YOUNG: It’s so fascinating. I grew up with a dad who was a crazy artist, and we accommodated his whims and eccentricities. As a kid I was taught that, too. Painting with my dad in his studio was a precious time not to be disturbed. Art took precedence. And it can be about family spending time together. But why do you think we have this perception of artists?

SELZ: Well, they are doing something that is very brave, opening windows on life. When they do it successfully, they connect with people. My dad isn’t an artist, but he has that magnitude and sparkle and he comes alive. It’s very seductive. He’s very successful, and I think we are all inspired by that. At 95, he’s still working, that persistence. He was always like that. When he first started out, he couldn’t get a job and he just took himself on the road and went from university to university knocking on doors with his dissertation until he got a job.

YOUNG: Yeah, and that driven aspect is very seductive and impressive as well.

SELZ: Yes, and that world is very glitzy and glamorous, as you know. You sit down for dinner and never know who is going to show up. Who wouldn’t want to do that?
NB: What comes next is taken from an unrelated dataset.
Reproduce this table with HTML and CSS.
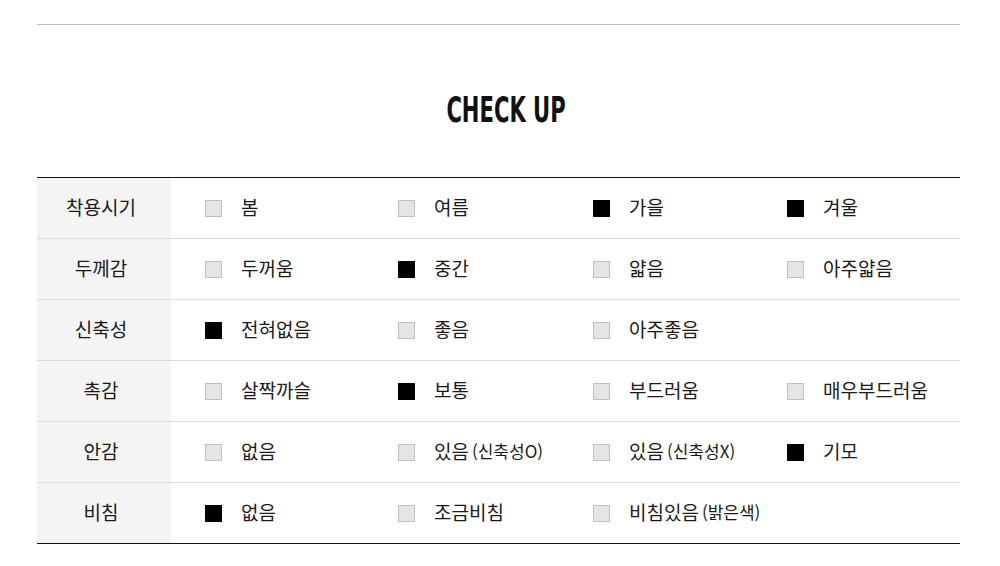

YOUNG: I love that you explore both sides of it. The glamour and excitement and seductiveness but also the hard parts, the crumbling parts.

SELZ: We would have little pieces of excitement and then our dad would go away again. I remember when I was a kid and my dad would come to visit me. I’d be pulled out of school and he’d swoop by in a taxi and take me someplace amazing. My whole ordinary day and world was disrupted, but it was this fantastic adventure.

UNSTILL LIFE IS OUT TODAY VIA W.W. NORTON.